[WORK TO DO] Collect from the data below each line with "styles".

* START *

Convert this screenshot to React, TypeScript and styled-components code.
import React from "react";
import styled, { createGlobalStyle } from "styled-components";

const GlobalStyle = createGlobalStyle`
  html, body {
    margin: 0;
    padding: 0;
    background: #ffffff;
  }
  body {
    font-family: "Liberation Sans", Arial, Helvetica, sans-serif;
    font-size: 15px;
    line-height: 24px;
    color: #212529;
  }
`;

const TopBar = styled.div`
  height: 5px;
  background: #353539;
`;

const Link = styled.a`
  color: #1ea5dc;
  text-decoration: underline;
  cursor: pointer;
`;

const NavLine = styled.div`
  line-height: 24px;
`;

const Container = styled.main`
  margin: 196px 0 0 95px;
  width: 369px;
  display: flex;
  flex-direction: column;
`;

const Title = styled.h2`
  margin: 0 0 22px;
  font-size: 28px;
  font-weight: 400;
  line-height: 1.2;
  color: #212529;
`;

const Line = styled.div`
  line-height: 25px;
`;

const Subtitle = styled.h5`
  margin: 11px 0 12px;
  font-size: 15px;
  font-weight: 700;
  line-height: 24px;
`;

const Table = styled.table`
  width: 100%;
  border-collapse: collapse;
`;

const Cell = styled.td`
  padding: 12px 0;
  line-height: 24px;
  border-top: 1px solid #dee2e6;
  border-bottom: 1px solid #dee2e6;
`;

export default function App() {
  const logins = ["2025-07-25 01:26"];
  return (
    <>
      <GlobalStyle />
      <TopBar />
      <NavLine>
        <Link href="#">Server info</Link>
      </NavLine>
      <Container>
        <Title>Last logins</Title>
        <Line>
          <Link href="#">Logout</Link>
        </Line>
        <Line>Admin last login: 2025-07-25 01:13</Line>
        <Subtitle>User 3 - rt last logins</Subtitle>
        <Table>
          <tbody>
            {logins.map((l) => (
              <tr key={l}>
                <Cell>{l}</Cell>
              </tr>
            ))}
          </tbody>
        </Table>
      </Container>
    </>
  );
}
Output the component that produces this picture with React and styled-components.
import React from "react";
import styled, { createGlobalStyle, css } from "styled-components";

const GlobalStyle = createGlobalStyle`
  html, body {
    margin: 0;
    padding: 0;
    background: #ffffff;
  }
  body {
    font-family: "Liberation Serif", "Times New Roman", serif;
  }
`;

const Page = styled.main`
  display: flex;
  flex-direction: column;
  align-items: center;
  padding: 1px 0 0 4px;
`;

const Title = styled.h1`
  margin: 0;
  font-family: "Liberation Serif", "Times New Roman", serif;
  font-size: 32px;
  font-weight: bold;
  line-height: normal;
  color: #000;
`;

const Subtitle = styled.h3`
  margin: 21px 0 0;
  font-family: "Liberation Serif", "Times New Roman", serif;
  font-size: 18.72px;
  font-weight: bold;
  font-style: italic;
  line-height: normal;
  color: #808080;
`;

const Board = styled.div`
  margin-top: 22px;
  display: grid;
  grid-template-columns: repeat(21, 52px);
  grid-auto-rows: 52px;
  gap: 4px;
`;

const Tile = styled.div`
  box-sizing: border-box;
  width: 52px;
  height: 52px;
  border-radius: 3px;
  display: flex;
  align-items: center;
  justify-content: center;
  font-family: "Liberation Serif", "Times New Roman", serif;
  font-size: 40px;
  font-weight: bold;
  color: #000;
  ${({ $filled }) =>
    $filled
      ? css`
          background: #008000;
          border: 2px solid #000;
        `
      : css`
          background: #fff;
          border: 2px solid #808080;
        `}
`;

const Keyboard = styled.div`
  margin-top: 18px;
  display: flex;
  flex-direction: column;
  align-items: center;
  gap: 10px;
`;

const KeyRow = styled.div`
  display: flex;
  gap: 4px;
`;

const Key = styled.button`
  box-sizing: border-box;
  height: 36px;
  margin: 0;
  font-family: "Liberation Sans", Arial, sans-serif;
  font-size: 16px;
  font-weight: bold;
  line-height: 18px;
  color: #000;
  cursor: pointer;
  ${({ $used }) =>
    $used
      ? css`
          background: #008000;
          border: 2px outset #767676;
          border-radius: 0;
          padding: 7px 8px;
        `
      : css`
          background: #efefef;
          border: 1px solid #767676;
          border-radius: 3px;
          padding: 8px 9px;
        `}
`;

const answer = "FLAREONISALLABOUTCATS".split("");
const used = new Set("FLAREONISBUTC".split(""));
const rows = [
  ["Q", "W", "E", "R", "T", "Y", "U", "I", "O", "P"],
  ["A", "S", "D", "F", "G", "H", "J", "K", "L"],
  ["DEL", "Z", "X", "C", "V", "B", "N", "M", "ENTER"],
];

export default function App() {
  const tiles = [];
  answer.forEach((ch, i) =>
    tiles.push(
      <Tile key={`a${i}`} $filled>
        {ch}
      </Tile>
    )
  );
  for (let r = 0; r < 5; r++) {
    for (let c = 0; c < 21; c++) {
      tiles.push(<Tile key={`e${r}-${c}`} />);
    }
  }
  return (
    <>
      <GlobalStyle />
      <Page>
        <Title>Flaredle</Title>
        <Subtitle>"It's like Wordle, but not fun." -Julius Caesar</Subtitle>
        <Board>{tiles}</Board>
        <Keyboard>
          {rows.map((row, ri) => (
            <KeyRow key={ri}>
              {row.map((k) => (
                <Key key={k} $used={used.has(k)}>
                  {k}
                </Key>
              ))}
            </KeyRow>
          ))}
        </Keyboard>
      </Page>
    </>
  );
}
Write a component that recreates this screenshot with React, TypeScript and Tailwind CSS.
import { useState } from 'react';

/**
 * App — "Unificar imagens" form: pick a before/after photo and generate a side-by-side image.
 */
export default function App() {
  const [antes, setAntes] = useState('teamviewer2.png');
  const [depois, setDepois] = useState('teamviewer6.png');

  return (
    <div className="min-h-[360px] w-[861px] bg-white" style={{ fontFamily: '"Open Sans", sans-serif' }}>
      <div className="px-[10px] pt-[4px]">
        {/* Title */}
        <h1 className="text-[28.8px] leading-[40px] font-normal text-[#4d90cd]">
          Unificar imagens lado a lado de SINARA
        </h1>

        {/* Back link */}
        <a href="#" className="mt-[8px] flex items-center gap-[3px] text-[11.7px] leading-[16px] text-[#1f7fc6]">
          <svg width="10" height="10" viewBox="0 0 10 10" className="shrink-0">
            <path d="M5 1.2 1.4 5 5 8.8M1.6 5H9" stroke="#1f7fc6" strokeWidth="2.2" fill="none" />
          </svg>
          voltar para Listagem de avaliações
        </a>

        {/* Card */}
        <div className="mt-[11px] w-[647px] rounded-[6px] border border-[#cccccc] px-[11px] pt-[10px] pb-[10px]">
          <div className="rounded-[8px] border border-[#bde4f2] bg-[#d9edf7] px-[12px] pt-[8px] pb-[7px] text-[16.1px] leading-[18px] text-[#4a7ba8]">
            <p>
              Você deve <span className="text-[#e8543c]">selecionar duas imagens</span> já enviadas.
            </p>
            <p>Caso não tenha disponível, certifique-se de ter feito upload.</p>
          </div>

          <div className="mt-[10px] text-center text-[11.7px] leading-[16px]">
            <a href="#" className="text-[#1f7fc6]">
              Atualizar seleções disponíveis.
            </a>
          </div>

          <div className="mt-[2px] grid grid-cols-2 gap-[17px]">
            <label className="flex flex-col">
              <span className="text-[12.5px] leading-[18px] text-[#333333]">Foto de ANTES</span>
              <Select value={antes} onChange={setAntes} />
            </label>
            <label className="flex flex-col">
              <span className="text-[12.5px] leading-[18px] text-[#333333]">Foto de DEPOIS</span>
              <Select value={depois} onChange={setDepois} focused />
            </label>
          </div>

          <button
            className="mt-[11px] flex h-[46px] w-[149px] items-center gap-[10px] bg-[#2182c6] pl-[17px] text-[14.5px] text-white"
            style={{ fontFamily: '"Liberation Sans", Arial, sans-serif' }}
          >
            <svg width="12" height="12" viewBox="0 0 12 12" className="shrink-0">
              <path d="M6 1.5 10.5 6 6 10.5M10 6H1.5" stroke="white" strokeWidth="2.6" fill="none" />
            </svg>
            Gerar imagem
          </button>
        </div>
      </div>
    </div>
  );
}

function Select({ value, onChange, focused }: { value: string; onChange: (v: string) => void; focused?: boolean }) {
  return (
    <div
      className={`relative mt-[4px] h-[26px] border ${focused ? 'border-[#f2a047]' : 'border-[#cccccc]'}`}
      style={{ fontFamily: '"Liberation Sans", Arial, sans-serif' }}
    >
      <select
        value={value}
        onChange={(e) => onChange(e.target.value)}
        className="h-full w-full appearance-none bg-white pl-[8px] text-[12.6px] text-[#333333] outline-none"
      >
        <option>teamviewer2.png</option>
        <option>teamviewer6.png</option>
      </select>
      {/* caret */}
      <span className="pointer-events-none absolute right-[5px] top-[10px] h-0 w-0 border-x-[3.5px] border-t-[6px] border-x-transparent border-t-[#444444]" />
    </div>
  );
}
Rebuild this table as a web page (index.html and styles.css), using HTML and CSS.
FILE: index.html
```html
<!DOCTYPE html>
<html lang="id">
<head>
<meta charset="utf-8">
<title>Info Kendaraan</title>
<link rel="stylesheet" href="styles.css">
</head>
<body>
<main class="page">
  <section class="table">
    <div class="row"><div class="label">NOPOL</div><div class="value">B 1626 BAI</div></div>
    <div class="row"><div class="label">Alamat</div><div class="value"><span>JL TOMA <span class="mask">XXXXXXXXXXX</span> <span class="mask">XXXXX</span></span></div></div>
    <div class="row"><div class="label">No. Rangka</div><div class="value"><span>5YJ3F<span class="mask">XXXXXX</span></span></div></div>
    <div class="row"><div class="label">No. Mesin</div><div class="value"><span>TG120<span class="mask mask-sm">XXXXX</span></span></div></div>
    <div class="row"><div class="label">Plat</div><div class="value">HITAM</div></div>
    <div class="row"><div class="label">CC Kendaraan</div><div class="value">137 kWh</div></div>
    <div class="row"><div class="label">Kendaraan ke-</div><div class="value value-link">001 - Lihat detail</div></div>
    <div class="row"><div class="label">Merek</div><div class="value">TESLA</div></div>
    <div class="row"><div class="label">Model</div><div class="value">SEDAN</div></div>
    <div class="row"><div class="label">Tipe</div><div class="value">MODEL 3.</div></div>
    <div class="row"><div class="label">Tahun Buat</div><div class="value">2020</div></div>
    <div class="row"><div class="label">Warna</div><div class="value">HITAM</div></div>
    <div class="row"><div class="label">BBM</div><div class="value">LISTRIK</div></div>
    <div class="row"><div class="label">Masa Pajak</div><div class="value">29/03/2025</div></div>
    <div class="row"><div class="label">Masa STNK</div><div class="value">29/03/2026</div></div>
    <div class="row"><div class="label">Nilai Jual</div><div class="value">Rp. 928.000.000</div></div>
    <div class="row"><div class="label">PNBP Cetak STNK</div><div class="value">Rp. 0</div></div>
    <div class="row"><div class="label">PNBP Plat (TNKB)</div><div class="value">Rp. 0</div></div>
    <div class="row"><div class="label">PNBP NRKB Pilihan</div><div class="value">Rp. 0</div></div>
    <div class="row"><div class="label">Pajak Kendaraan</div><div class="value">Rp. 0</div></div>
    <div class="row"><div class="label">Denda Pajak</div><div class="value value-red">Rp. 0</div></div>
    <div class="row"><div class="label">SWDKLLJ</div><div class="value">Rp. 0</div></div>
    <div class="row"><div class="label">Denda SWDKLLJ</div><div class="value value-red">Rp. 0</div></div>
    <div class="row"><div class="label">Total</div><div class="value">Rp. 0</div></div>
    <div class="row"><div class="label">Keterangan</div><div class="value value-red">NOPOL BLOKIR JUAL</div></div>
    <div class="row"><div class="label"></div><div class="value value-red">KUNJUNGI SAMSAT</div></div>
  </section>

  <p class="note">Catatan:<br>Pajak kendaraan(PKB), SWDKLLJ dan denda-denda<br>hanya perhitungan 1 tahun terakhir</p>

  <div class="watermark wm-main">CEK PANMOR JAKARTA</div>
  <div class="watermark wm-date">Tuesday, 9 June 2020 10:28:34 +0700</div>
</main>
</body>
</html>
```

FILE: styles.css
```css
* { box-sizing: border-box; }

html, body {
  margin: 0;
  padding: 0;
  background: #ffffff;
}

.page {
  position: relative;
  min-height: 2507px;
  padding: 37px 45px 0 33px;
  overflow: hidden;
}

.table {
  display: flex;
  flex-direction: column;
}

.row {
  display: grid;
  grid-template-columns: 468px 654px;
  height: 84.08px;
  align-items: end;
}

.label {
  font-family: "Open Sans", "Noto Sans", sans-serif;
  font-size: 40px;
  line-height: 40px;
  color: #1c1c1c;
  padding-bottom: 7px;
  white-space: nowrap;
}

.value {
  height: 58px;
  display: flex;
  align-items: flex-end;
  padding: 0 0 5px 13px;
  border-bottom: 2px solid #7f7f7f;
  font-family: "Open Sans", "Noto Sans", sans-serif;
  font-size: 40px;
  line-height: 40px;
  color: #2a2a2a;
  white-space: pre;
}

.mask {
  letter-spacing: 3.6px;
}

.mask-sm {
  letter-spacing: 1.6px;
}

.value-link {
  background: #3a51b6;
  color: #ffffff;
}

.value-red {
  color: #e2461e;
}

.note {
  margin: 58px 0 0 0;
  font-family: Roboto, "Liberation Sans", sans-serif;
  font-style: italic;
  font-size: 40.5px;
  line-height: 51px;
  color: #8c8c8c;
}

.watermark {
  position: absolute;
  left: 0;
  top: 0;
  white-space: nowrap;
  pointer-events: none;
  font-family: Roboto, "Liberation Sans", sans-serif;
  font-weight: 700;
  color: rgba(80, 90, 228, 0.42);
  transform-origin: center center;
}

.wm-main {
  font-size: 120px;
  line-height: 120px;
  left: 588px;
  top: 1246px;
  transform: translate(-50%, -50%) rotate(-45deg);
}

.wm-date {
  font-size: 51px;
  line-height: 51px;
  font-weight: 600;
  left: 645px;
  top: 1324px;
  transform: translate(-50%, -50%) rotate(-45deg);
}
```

* END *

[RESULT FOR THIS TASK]
Rebuild this table as a web page (index.html and styles.css), using HTML and CSS.
<link rel="stylesheet" href="styles.css">
FILE: styles.css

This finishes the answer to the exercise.